Analysis of Degrees of Freedom of Wideband Random Multipath Fields Observed Over Time and Space Windows

TL;DR

This paper investigates the intrinsic degrees of freedom in wideband multipath wavefields over finite regions, revealing a complex coupling between space, time, and bandwidth that affects channel capacity.

Contribution

It models the wavefield as orthogonal waveforms, showing that observable bandwidth and observation time depend on spatial order, extending classical degrees of freedom analysis.

Findings

Observable wavefield bandwidth is limited within an effective bandwidth.

Observation time varies with spatial order.

Classical time-bandwidth product does not directly extend to space-time-bandwidth product.

Abstract

In multipath systems, available degrees of freedom can be considered as a key performance indicator, since the channel capacity grows linearly with the available degrees of freedom. However, a fundamental question arises: given a size limitation on the observable region, what is the intrinsic number of degrees of freedom available in a wideband random multipath wavefield observed over a finite time interval? In this paper, we focus on answering this question by modelling the wavefield as a sum of orthogonal waveforms or spatial orders.
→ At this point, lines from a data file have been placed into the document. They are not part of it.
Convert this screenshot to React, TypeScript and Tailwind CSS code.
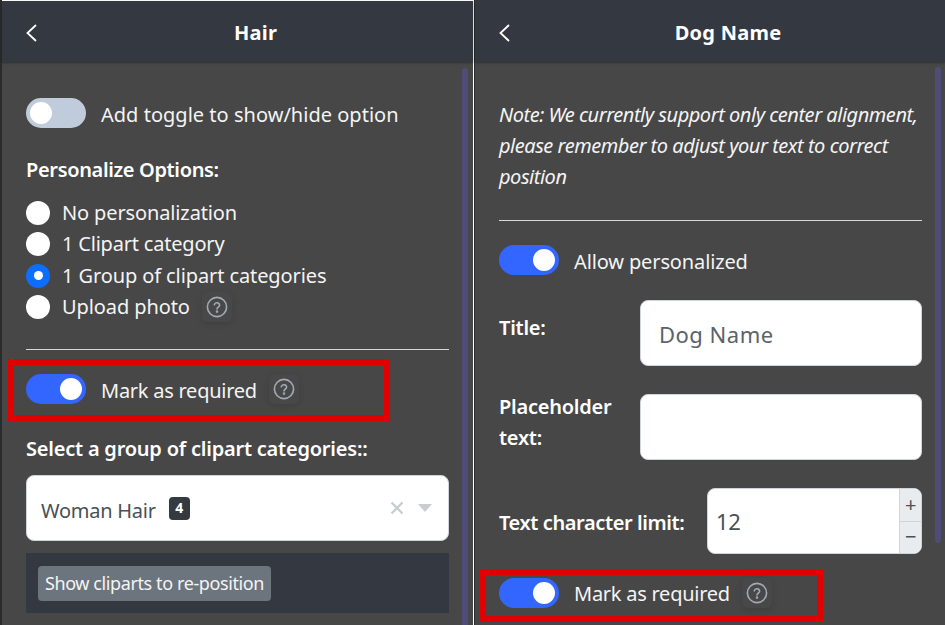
import React from "react";

const Toggle = ({ on }: { on?: boolean }) => (
  <div className={`flex h-[30px] w-[60px] shrink-0 items-center rounded-full px-1 ${on ? "justify-end bg-[#3366ff]" : "justify-start bg-[#c0ccdc]"}`}>
    <div className="h-[22px] w-[22px] rounded-full bg-white" />
  </div>
);

const Help = () => (
  <div className="flex h-[30px] w-[30px] items-center justify-center rounded-md bg-[#484848] shadow-[0_2px_6px_rgba(0,0,0,0.12)]">
    <svg width="22" height="22" viewBox="0 0 22 22" fill="none" stroke="#a3aab3" strokeWidth="1.6" strokeLinecap="round">
      <circle cx="11" cy="11" r="9.6" />
      <path d="M8.3 8.7a2.7 2.7 0 0 1 5.3.6c0 1.7-2.5 2-2.6 3.6" />
      <circle cx="11" cy="15.6" r="0.5" fill="#a3aab3" />
    </svg>
  </div>
);

const Radio = ({ label, on, help, track }: { label: string; on?: boolean; help?: boolean; track: string }) => (
  <div className="flex h-[31.5px] items-center">
    {on ? (
      <div className="flex h-6 w-6 items-center justify-center rounded-full bg-[#0d6efd]">
        <div className="h-[9px] w-[9px] rounded-full bg-white" />
      </div>
    ) : (
      <div className="h-6 w-6 rounded-full bg-white" />
    )}
    <span className={`ml-3 ${track}`}>{label}</span>
    {help && <div className="ml-3"><Help /></div>}
  </div>
);

const Header = ({ title, h, chevron }: { title: string; h: string; chevron: string }) => (
  <div className={`relative flex shrink-0 items-center justify-center bg-[#343941] pl-[36px] pt-[3px] shadow-[0_1px_2px_rgba(0,0,0,0.35)] ${h}`}>
    <svg className={`absolute left-[22px] ${chevron}`} width="14" height="20" viewBox="0 0 14 20" fill="none" stroke="#fff" strokeWidth="1.8">
      <path d="M12 2 L3.5 10 L12 18" />
    </svg>
    <span className="text-[20px] font-bold tracking-[0.25px] text-white">{title}</span>
  </div>
);

const Scrollbar = ({ cls }: { cls: string }) => (
  <div className={`absolute top-[67px] w-[6px] rounded-full bg-[#4f4d78] ${cls}`} />
);

const Required = ({ box, text }: { box: string; text: string }) => (
  <div className="relative flex h-[30px] items-center">
    <div className={`absolute border-[6px] border-[#e30000] ${box}`} />
    <Toggle on />
    <span className={`ml-[15px] ${text}`}>Mark as required</span>
    <div className="ml-3"><Help /></div>
  </div>
);

export default function App() {
  return (
    <div
      className="flex h-[625px] w-[945px] overflow-hidden bg-[#2b2b2b] text-[20px] leading-[30px] text-[#f4f4f4]"
      style={{ fontFamily: '"Noto Sans", sans-serif', letterSpacing: "-0.25px" }}
    >
      <div className="relative ml-[2px] flex h-[625px] w-[471px] flex-col border-t border-white bg-[#474747]">
        <Header title="Hair" h="h-[61px]" chevron="top-[22px]" />
        <Scrollbar cls="right-[5px] h-[560px]" />
        <div className="flex flex-col px-6 pt-[36px]">
          <div className="flex h-[30px] items-center">
            <Toggle />
            <span className="ml-[15px] pt-[4px] tracking-[0.02px]">Add toggle to show/hide option</span>
          </div>
          <div className="mt-[27px] font-semibold tracking-[-0.35px] text-white">Personalize Options:</div>
          <div className="mt-[12px] flex flex-col">
            <Radio label="No personalization" track="tracking-[-0.13px]" />
            <Radio label="1 Clipart category" track="tracking-[-0.2px]" />
            <Radio label="1 Group of clipart categories" track="tracking-[-0.1px]" on />
            <Radio label="Upload photo" track="tracking-[-0.1px]" help />
          </div>
          <div className="mt-[26px] h-px bg-[#d8d8d8]" />
          <div className="mt-[24px]">
            <Required text="pt-[4px]" box="-left-[18px] -top-[15px] h-[62px] w-[382px]" />
          </div>
          <div className="mt-[30px] font-semibold tracking-[-0.22px] text-white">Select a group of clipart categories::</div>
          <div className="mt-[11px] flex h-[66px] items-center rounded-lg border border-[#ced4da] bg-white pl-[14px] pr-4 text-[#495057]">
            <span className="pt-[5px]">Woman Hair</span>
            <span className="ml-[13px] flex h-[23px] w-[21px] items-center justify-center rounded bg-[#343a40] text-[14px] font-bold text-white">4</span>
            <span className="ml-auto flex items-center gap-[14px]">
              <svg width="14" height="14" viewBox="0 0 14 14" stroke="#c9cdd2" strokeWidth="2.4"><path d="M1.5 1.5 L12.5 12.5 M12.5 1.5 L1.5 12.5" /></svg>
              <svg width="14" height="8" viewBox="0 0 14 8"><path d="M0 0 H14 L7 8 Z" fill="#c9cdd2" /></svg>
            </span>
          </div>
          <div className="mt-3 flex h-[60px] items-center bg-[#343941] px-3">
            <div className="flex h-[35px] items-center rounded bg-[#6c757d] px-[7px] text-[18px] tracking-[-0.4px] text-[#f4f4f4]">Show cliparts to re-position</div>
          </div>
        </div>
      </div>
      <div className="h-[625px] w-px bg-white" />
      <div className="relative ml-px flex h-[625px] w-[470px] flex-col bg-[#474747]">
        <Header title="Dog Name" h="h-[62px]" chevron="top-[23px]" />
        <Scrollbar cls="right-[4px] h-[476px]" />
        <div className="flex flex-col pl-6 pr-[23px] pt-[37px]">
          <p className="italic leading-[31px] tracking-[-0.47px]">Note: We currently support only center alignment, please remember to adjust your text to correct position</p>
          <div className="mt-[28px] h-px bg-[#d8d8d8]" />
          <div className="mt-[24px] flex h-[30px] items-center">
            <Toggle on />
            <span className="ml-[15px] pt-[4px] tracking-[-0.13px]">Allow personalized</span>
          </div>
          <div className="mt-[25px] flex h-[66px]">
            <div className="w-[141px] pt-[13px] font-semibold text-white">Title:</div>
            <div className="flex flex-1 items-center rounded-lg border border-[#ced4da] bg-white pl-[18px] pt-[2px] text-[22px] tracking-[0.5px] text-[#5b626a]">Dog Name</div>
          </div>
          <div className="mt-[28px] flex h-[66px]">
            <div className="w-[141px] -mt-[3px] font-semibold leading-[31px] text-white">Placeholder text:</div>
            <div className="flex-1 rounded-lg border border-[#ced4da] bg-white" />
          </div>
          <div className="mt-[28px] flex h-[66px] items-center">
            <div className="w-[208px] pt-[4px] font-semibold tracking-[-0.4px] text-white">Text character limit:</div>
            <div className="flex h-full flex-1 overflow-hidden rounded-lg border border-[#ced4da] bg-white">
              <div className="flex flex-1 items-center pl-2 text-[22px] text-[#495057]">12</div>
              <div className="flex w-[22px] flex-col border-l border-[#ced4da] bg-[#e9ecef] text-[#495057]">
                <div className="flex flex-1 items-center justify-center border-b border-[#ced4da] text-[20px]">+</div>
                <div className="flex flex-1 items-center justify-center text-[20px]">−</div>
              </div>
            </div>
          </div>
          <div className="mt-[24px]">
            <Required text="pt-[2px]" box="-left-[19px] -top-[9px] h-[53px] w-[343px]" />
          </div>
        </div>
      </div>
    </div>
  );
}
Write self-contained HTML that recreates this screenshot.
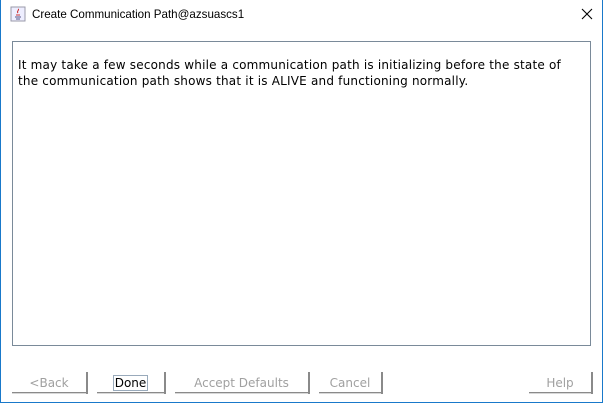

We show that for each spatial order, (i) the observable wavefield is band limited within an effective bandwidth rather than the given bandwidth and (ii) the observation time varies from the given observation time. These findings show the strong coupling between space and time as well as space and bandwidth. In effect, for spatially diverse multipath wavefields, the classical degrees of freedom result of "time-bandwidth" product does not directly extend to "time-space-bandwidth" product.